Like a church, the coffered ceiling and soaring pillars were intended to inspire awe and reverence ... for money.
The vault was a showpiece, built to be seen, admired and trusted, and might be ten percent of the cost of the entire building.
"They wanted to show the depositor that their money was absolutely safe," said Belfoure.
But it was an illusion. They could, and often did.
"Throughout America's financial history, hundreds and hundreds of banks failed, and the depositors would lose every nickel they had," said Belfoure.
"They'd go to the bank one morning, the doors would be shut. And there would be a note posted saying, 'The bank is either temporarily closed or permanently closed.' And that was it.
And yet, Bowery Savings Bank built its majestic shrine in downtown Manhattan only a year after the Great Panic of 1893, when hundreds of banks failed.
"Why did they keep spending money on building astonishing banks if everyone is remembering the history of Grandma, who lost everything?" asked Pauley.
"Well, they wanted them to forget," said Belfoure.
And they did.
At the dawn of the Roaring Twenties, Bowery built a skyscraper atop America's first "branch" bank.

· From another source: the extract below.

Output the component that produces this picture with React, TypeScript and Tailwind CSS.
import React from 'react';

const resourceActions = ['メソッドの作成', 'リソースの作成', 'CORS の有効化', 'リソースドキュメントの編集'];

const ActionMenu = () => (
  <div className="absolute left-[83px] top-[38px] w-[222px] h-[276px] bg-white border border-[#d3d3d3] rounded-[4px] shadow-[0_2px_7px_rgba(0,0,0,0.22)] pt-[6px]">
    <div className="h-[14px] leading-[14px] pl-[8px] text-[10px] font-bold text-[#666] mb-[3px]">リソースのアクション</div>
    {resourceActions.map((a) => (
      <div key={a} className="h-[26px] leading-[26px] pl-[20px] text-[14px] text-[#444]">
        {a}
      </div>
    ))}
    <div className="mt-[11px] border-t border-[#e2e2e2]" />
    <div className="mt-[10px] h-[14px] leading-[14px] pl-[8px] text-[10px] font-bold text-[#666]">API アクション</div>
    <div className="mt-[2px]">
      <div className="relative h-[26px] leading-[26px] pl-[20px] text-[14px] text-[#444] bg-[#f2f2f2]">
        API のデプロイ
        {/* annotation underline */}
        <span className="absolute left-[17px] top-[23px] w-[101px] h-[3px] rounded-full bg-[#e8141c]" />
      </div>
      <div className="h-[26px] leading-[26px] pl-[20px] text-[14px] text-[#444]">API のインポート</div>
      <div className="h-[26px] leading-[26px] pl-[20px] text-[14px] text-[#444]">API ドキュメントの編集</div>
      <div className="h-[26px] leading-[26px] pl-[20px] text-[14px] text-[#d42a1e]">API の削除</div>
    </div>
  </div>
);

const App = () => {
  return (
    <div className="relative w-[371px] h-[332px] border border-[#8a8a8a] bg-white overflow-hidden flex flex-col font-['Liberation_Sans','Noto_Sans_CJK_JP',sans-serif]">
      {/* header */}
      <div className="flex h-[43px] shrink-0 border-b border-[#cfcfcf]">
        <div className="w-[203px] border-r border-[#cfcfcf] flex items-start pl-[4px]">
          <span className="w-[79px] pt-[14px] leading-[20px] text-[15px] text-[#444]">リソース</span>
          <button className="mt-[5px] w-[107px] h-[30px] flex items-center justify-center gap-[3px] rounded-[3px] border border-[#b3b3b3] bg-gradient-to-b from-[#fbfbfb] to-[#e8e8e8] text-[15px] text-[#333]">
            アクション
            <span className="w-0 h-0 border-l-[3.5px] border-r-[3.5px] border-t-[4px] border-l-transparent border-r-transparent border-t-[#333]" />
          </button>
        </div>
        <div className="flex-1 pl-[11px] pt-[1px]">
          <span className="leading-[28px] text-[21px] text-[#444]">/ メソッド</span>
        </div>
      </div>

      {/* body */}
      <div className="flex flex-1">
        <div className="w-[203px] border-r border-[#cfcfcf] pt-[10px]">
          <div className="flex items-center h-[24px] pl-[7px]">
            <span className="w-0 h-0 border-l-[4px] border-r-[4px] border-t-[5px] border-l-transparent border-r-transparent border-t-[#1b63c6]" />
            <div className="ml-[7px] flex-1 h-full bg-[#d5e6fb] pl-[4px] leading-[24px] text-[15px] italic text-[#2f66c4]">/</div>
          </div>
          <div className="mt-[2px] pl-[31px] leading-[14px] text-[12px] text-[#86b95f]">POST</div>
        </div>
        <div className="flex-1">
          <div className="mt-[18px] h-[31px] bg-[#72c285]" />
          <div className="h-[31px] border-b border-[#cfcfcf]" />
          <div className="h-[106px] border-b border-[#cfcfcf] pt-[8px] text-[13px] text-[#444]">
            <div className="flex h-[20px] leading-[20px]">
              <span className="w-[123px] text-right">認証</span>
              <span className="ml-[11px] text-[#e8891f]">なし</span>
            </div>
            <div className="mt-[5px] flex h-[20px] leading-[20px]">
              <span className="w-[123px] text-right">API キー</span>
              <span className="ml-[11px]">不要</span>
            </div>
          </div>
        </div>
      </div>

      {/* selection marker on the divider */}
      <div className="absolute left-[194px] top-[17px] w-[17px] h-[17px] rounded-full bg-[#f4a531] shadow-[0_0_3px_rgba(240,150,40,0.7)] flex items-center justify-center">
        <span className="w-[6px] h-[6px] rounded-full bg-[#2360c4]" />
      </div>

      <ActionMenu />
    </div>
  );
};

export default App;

One critic called it "a castle in the clouds, brought to Earth."
A few years later, the economy came crashing to Earth.
"Americans blamed bankers for the Depression," said Belfoure.
But after World War II, with the economy booming and optimism rising, banks were back with a new message: Transparency.

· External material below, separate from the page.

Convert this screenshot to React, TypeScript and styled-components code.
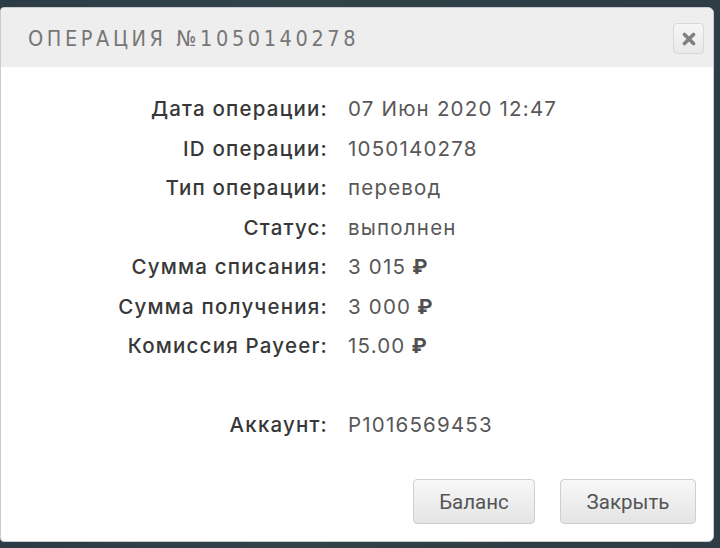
import React from "react";
import styled, { createGlobalStyle } from "styled-components";

const Global = createGlobalStyle`
  html, body { margin: 0; padding: 0; }
  body {
    width: 720px;
    height: 548px;
    overflow: hidden;
    background: #2f3d47;
  }
`;

const Backdrop = styled.div`
  width: 720px;
  height: 548px;
  box-sizing: border-box;
  padding: 7px 6px 6px 0;
  background: linear-gradient(90deg, #2c3b45 0%, #33434a 40%, #2f3f46 60%, #2e3c46 100%);
`;

const Dialog = styled.div`
  width: 714px;
  height: 535px;
  box-sizing: border-box;
  background: #ffffff;
  border: 1px solid #c9ccce;
  border-radius: 4px 6px 6px 4px;
  overflow: hidden;
  display: flex;
  flex-direction: column;
`;

const Header = styled.div`
  height: 59px;
  box-sizing: border-box;
  background: #eeeeee;
  display: flex;
  align-items: center;
  justify-content: space-between;
  padding: 0 9px 0 27px;
`;

const Title = styled.div`
  font-family: "DejaVu Sans Condensed", "DejaVu Sans", sans-serif;
  font-stretch: condensed;
  font-size: 21.5px;
  letter-spacing: 3.6px;
  color: #767676;
  font-weight: 400;
  margin-top: 2px;
`;

const CloseButton = styled.button`
  width: 31px;
  height: 31px;
  box-sizing: border-box;
  border: 1px solid #d8d8d8;
  border-radius: 4px;
  background: linear-gradient(#f6f6f6, #e9e9e9);
  display: flex;
  align-items: center;
  justify-content: center;
  padding: 0;
  margin-top: 2px;
`;

const Body = styled.div`
  flex: 1;
  display: flex;
  flex-direction: column;
  padding: 22px 17px 17px 0;
`;

const Grid = styled.div`
  display: grid;
  grid-template-columns: 327px 1fr;
  column-gap: 20px;
  grid-auto-rows: 39.5px;
  align-items: center;
`;

const Label = styled.div`
  font-family: Inter, "Open Sans", sans-serif;
  font-size: 20.5px;
  letter-spacing: 1.2px;
  font-weight: 500;
  color: #383838;
  text-align: right;
  white-space: nowrap;
`;

const Value = styled.div`
  font-family: Inter, "Open Sans", sans-serif;
  font-size: 20.5px;
  letter-spacing: 1.2px;
  font-weight: 400;
  color: #585858;
  white-space: nowrap;
`;

const Rub = styled.span`
  font-weight: 700;
  color: #505050;
`;

const Spacer = styled.div`
  grid-column: 1 / span 2;
`;

const Footer = styled.div`
  margin-top: auto;
  display: flex;
  justify-content: flex-end;
  gap: 25px;
`;

const Button = styled.button<{ $w: number }>`
  width: ${(p) => p.$w}px;
  height: 45px;
  box-sizing: border-box;
  border: 1px solid #cfcfcf;
  border-radius: 4px;
  background: linear-gradient(#f8f8f8 0%, #eeeeee 50%, #e4e4e4 100%);
  font-family: Roboto, "Liberation Sans", sans-serif;
  font-size: 20.5px;
  color: #555555;
  padding: 0;
`;

const rows: [string, string, boolean][] = [
  ["Дата операции:", "07 Июн 2020 12:47", false],
  ["ID операции:", "1050140278", false],
  ["Тип операции:", "перевод", false],
  ["Статус:", "выполнен", false],
  ["Сумма списания:", "3 015", true],
  ["Сумма получения:", "3 000", true],
  ["Комиссия Payeer:", "15.00", true],
];

export default function App() {
  return (
    <>
      <Global />
      <Backdrop>
        <Dialog>
          <Header>
            <Title>ОПЕРАЦИЯ №1050140278</Title>
            <CloseButton aria-label="close">
              <svg width="14" height="14" viewBox="0 0 14 14">
                <path d="M2.5 2.5 L11.5 11.5 M11.5 2.5 L2.5 11.5" stroke="#808080" strokeWidth="3.6" strokeLinecap="round" />
              </svg>
            </CloseButton>
          </Header>
          <Body>
            <Grid>
              {rows.map(([l, v, rub]) => (
                <React.Fragment key={l}>
                  <Label>{l}</Label>
                  <Value>
                    {v}
                    {rub && <Rub> ₽</Rub>}
                  </Value>
                </React.Fragment>
              ))}
              <Spacer />
              <Label>Аккаунт:</Label>
              <Value>P1016569453</Value>
            </Grid>
            <Footer>
              <Button $w={122}>Баланс</Button>
              <Button $w={136}>Закрыть</Button>
            </Footer>
          </Body>
        </Dialog>
      </Backdrop>
    </>
  );
}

In 1954 architect Gordon Bunshaft designed a totally transparent building for Manufacturer's Trust.
Belfoure said, "It almost seemed like people inside would be more honest, you know, about what they were doing."
The vault sat right in the window not ten feet from Fifth Avenue.
Today, the bank is gone but the 30-ton vault is still there in the window, like a jeweled accessory, at Elie Tahari's design store ... while the escalators that once conveyed customers to the banking floor now carry shoppers through the flagship store of Joe Fresh.
Ironic, but fitting, that an iconic bank has become a retail store, says Belfoure: "It's basically a financial supermarket.
No need to impress. Sit down. Feel right at home. "Homey is a big word," he said. "They're more like, you know, your living room."
And the vault? "Nobody cares about the vault," said Belfoure. "There's no need to crack a vault or rob a bank when you can do it with a computer."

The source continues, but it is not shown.